Sunday, December 30, 2007

Tower of Babel and Immigrants

I am currently reading Making Wise the Simple where Van Wijk-Bos explicates the passage about the Tower of Babel. According to her the passage does not primarily concentrate on human hubris but its desire to congregate in one place. The building of the tower of Babel shows solitariness and resonates oppression of Israelites in Egypt. I am immediately reminded of immigrant congregations that build separate community even denomination, hoping for increase in financial revenues without the burden of membership fees.

Van Wijk-Bos argues that these people were involved in human activity such as "making" and "baking bricks" and "building." These verbs when used in conjunction with bricks, stone, and mortar are found only in Exodus where tyrannic Pharoah established his city using foreign labor. What lies behind the meaning of these key words is oppression of people. In Egypt Israelites were oppressed by Pharoah's people. Israelites were treated as slaves; they were "demoralized and abused." So using my imagination to comprehend the story that may be composed of myths in combination with some facts, I add to her arguments the question of oppression before or during the establishment of the city in Genesis. Although there is no historical support to my question, I would like to pose the concept of abuse, neglect, and demoralization of human beings which often lead to hubris.

I know this is quite a stretch. On the other hand, I would like to point out the connection with immigrant churches (such as the previous issue with Fil-Am Christian Fellowship, based in San Jose, Ca) that want to establish its own organization to attain financial freedom from their denomination (gud ol' Assemblies of God). While the idea of free membership sounds liberating to some pastors who do not have enough members to support them financially to pay for their household bills let alone additional monthly fees charged by their denomination, where would immigrant churches get the money for conventional expenses and such? Would it mean that pastors would still have to pay fees but only detours to the new superiors of the new organization? The implication of this is that the new superiors do not want to be submissive under their old denomination, which clearly describes hubris of human beings. If my argument is right, then the oppressive nature of their old denomination is a catalyst for hubris among immigrant pastors, which leads to the building of a separate denomination.

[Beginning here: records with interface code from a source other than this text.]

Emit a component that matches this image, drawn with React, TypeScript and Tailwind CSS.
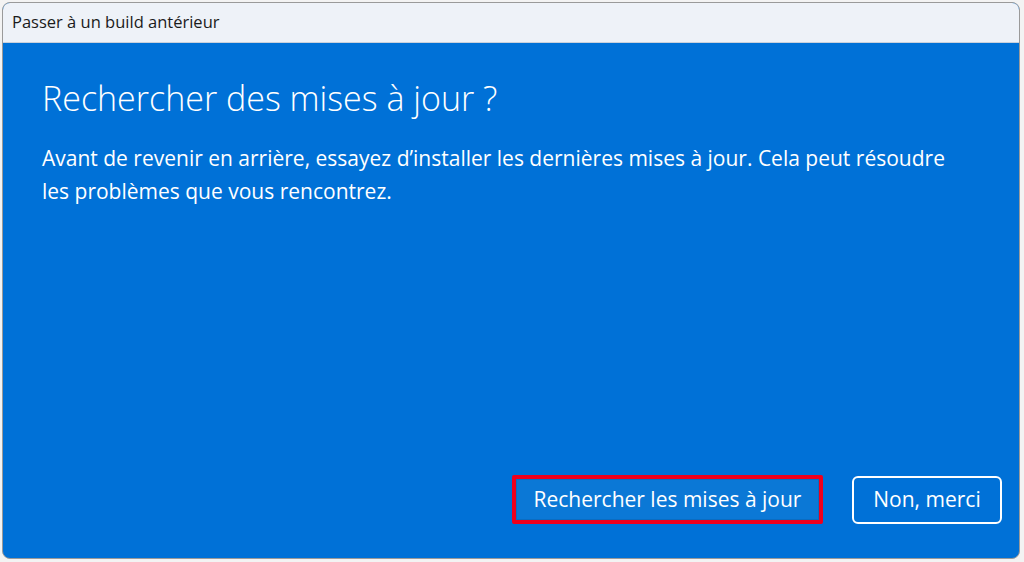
export default function App() {
  return (
    <div
      className="w-[1024px] h-[562px] bg-[#f3f3f3] p-[2px] pr-[4px] pb-[3px]"
      style={{ fontFamily: '"Open Sans", "Noto Sans", sans-serif' }}
    >
      <div className="h-full flex flex-col rounded-[8px] overflow-hidden border border-[#9a9a9a] bg-[#0071d7]">
        {/* Title bar */}
        <div className="h-[40px] shrink-0 flex items-center px-[9px] bg-[#eef2f8] border-b border-[#c9d1dc]">
          <span className="text-[16.5px] text-[#1b1b1b]">Passer à un build antérieur</span>
        </div>

        {/* Content */}
        <div className="flex-1 flex flex-col px-[39px] pt-[33px] pb-[34px] text-white">
          <h1 className="text-[34px] font-light leading-[44px]">Rechercher des mises à jour ?</h1>
          <p className="mt-[22px] text-[21px] leading-[33px] max-w-[920px]">
            Avant de revenir en arrière, essayez d’installer les dernières mises à jour. Cela peut résoudre les problèmes que vous rencontrez.
          </p>

          <div className="mt-auto flex justify-end items-center gap-[29px] mr-[-22px]">
            <div className="border-4 border-[#f0001c] rounded-[2px]">
              <button className="h-[41px] w-[303px] bg-[#0b78d6] border border-[#0a6cc2] text-[21px] text-white">
                Rechercher les mises à jour
              </button>
            </div>
            <button className="h-[48px] w-[150px] border-2 border-white rounded-[6px] text-[21px] text-white">
              Non, merci
            </button>
          </div>
        </div>
      </div>
    </div>
  );
}
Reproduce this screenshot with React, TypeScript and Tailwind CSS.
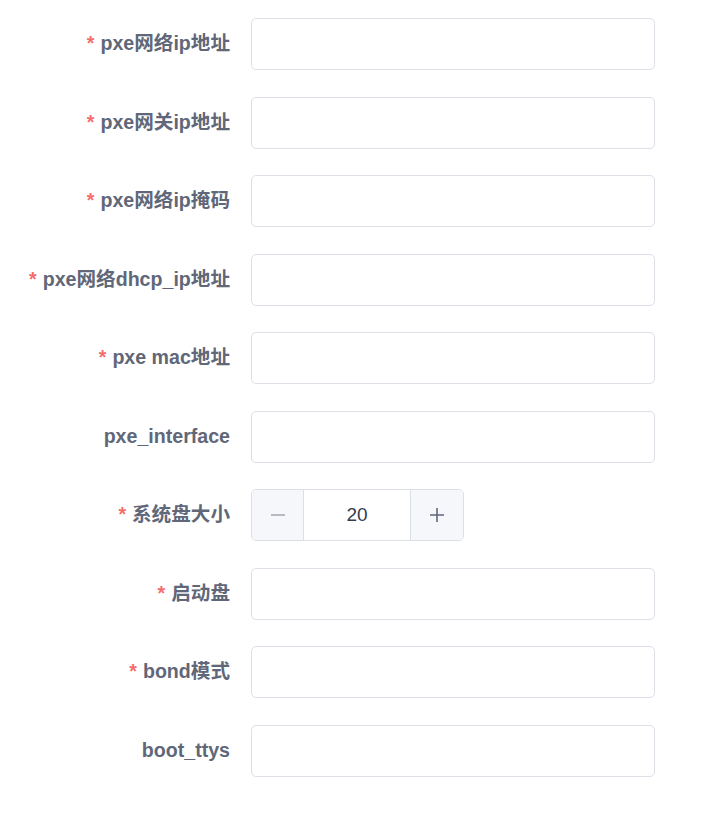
import React, { useState } from 'react';

type Field = { label: string; required: boolean; kind?: 'number' };

const fields: Field[] = [
  { label: 'pxe网络ip地址', required: true },
  { label: 'pxe网关ip地址', required: true },
  { label: 'pxe网络ip掩码', required: true },
  { label: 'pxe网络dhcp_ip地址', required: true },
  { label: 'pxe mac地址', required: true },
  { label: 'pxe_interface', required: false },
  { label: '系统盘大小', required: true, kind: 'number' },
  { label: '启动盘', required: true },
  { label: 'bond模式', required: true },
  { label: 'boot_ttys', required: false },
];

const Stepper: React.FC = () => {
  const [value, setValue] = useState(20);
  return (
    <div className="flex h-[52px] w-[213px] overflow-hidden rounded-[5px] border border-[#dcdfe6]">
      <button
        className="flex w-[52px] items-center justify-center border-r border-[#dcdfe6] bg-[#f5f7fa] text-[#a8abb2]"
        onClick={() => setValue(value - 1)}
      >
        <svg width="18" height="18" viewBox="0 0 18 18">
          <path d="M2 9h14" stroke="currentColor" strokeWidth="1.6" />
        </svg>
      </button>
      <input
        className="min-w-0 flex-1 bg-white text-center text-[19px] text-[#333c4e] outline-none"
        value={value}
        onChange={(e) => setValue(Number(e.target.value) || 0)}
      />
      <button
        className="flex w-[53px] items-center justify-center border-l border-[#dcdfe6] bg-[#f5f7fa] text-[#5f6779]"
        onClick={() => setValue(value + 1)}
      >
        <svg width="18" height="18" viewBox="0 0 18 18">
          <path d="M2 9h14M9 2v14" stroke="currentColor" strokeWidth="1.6" />
        </svg>
      </button>
    </div>
  );
};

export default function App() {
  return (
    <div
      className="min-h-screen bg-white pt-[18px]"
      style={{ fontFamily: '"Liberation Sans", "Noto Sans CJK SC", sans-serif' }}
    >
      <div className="flex flex-col gap-[26.5px]">
        {fields.map((f) => (
          <div key={f.label} className="flex items-center">
            <label className="w-[231px] whitespace-nowrap pr-[1px] text-right text-[19.6px] font-bold text-[#5f6779]">
              {f.required && <span className="mr-[6px] text-[#f56c6c]">*</span>}
              {f.label}
            </label>
            <div className="ml-[20px]">
              {f.kind === 'number' ? (
                <Stepper />
              ) : (
                <input className="h-[52px] w-[404px] rounded-[5px] border border-[#dcdfe6] bg-white px-4 text-[18px] text-[#606266] outline-none" />
              )}
            </div>
          </div>
        ))}
      </div>
    </div>
  );
}
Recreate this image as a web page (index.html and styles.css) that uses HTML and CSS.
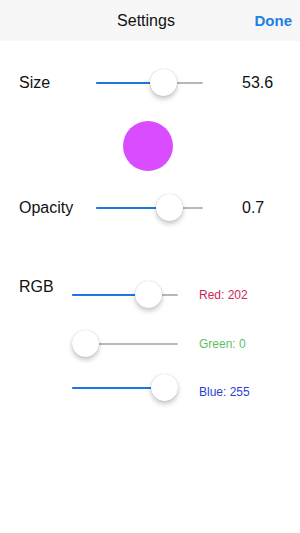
FILE: index.html
```html
<!DOCTYPE html>
<html>
<head>
<meta charset="utf-8">
<link rel="stylesheet" href="styles.css">
</head>
<body>
<div class="navbar">
  <div></div>
  <div class="title">Settings</div>
  <div class="done">Done</div>
</div>

<div class="row size-row">
  <div class="label">Size</div>
  <div class="slider wide" style="--p:0.669"><div class="fill"></div><div class="thumb"></div></div>
  <div class="value">53.6</div>
</div>

<div class="preview"><div class="dot"></div></div>

<div class="row">
  <div class="label">Opacity</div>
  <div class="slider wide" style="--p:0.756"><div class="fill"></div><div class="thumb"></div></div>
  <div class="value">0.7</div>
</div>

<div class="rgb">
  <div class="rgb-label">RGB</div>
  <div class="rgb-rows">
    <div class="rgb-row">
      <div class="slider narrow" style="--p:0.8"><div class="fill"></div><div class="thumb"></div></div>
      <div class="chan red">Red: 202</div>
    </div>
    <div class="rgb-row green-row">
      <div class="slider narrow" style="--p:0"><div class="fill"></div><div class="thumb"></div></div>
      <div class="chan green">Green: 0</div>
    </div>
    <div class="rgb-row blue-row">
      <div class="slider narrow" style="--p:1"><div class="fill"></div><div class="thumb"></div></div>
      <div class="chan blue">Blue: 255</div>
    </div>
  </div>
</div>
</body>
</html>
```
FILE: styles.css
```css
html, body {
  margin: 0;
  padding: 0;
  background: #fff;
}
body {
  width: 300px;
  height: 533px;
  font-family: "Liberation Sans", Arial, sans-serif;
  color: #111;
}
.navbar {
  height: 41px;
  background: #f7f7f7;
  display: grid;
  grid-template-columns: 1fr auto 1fr;
  align-items: center;
  padding-right: 8px;
  box-sizing: border-box;
}
.title {
  font-size: 16px;
  line-height: 18px;
}
.done {
  justify-self: end;
  font-size: 15px;
  font-weight: bold;
  color: #1e7fe4;
  line-height: 18px;
}
.row {
  display: flex;
  align-items: center;
  height: 30px;
  padding-left: 19px;
}
.size-row {
  margin-top: 27px;
}
.label {
  width: 77px;
  font-size: 16px;
  line-height: 18px;
  flex: none;
}
.value {
  margin-left: 39px;
  font-size: 16px;
  line-height: 18px;
}
.slider {
  position: relative;
  height: 28px;
  flex: none;
}
.slider::before {
  content: "";
  position: absolute;
  left: 0;
  right: 0;
  top: 13px;
  height: 2px;
  background: #b8b8b8;
  border-radius: 1px;
}
.slider .fill {
  position: absolute;
  left: 0;
  top: 13px;
  height: 2px;
  border-radius: 1px;
  background: #1a78e2;
  width: calc((100% - 27px) * var(--p) + 13px);
}
.slider .thumb {
  position: absolute;
  top: 0;
  width: 27px;
  height: 27px;
  border-radius: 50%;
  background: #fff;
  left: calc((100% - 27px) * var(--p));
  box-shadow: 0 3px 5px rgba(0, 0, 0, 0.22), 0 0 1px rgba(0, 0, 0, 0.25);
}
.wide {
  width: 107px;
}
.narrow {
  width: 106px;
}
.preview {
  display: flex;
  justify-content: center;
  padding-right: 4px;
  margin: 23px 0 22px;
}
.dot {
  width: 50px;
  height: 50px;
  border-radius: 50%;
  background: rgba(202, 0, 255, 0.7);
}
.rgb {
  display: flex;
  padding-left: 19px;
  margin-top: 57px;
}
.rgb-label {
  width: 53px;
  flex: none;
  font-size: 16px;
  line-height: 18px;
  margin-top: -2px;
}
.rgb-rows {
  display: flex;
  flex-direction: column;
}
.rgb-row {
  display: flex;
  align-items: center;
  height: 30px;
}
.green-row {
  margin-top: 19px;
}
.blue-row {
  margin-top: 14px;
}
.chan {
  margin-left: 21px;
  font-size: 12px;
  line-height: 14px;
}
.red {
  color: #cc2a58;
}
.green {
  color: #5fbf5f;
}
.blue {
  color: #2a3fd4;
  margin-top: 8px;
}
```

Having taken so many courses in Racism and Christianity and Multiculturalism in North American churches, I am not calling myself an expert on the issue of immigration and dominant culture but someone with adequate knowledge. Why do immigrant churches isolate themselves from the dominant culture? One reason is the difficulty of immigrants to assimilate to the dominant culture; thus finding ways to adopt in a new land that is foreign to them in ways of building a place for survival. Second is their desire to promote their culture and country by way of expressing 'cultural pride.' Immigrant communities want to familiarize the dominant culture with different people who live around them. While the effort to promote cultural pride breaks racial profiling and discrimination, often immigrant communities are misinterpreted as isolated unit existent within the macroculture.

In light of immigrants in North America, I do not fully agree with Van Wijk-Bos. Often it is necessary even primal for immigrants to create an isolated community in a discriminatory world. It is a way of survival. It is a way of fellowship with people who accepts them for who they are. Immigrant communities do not feel oppressed by the dominant culture when they are together with people who look like them. They do not have domineering denomination that exemplifies Mr. Grinch taking all their money leaving immigrants helpless and isolated.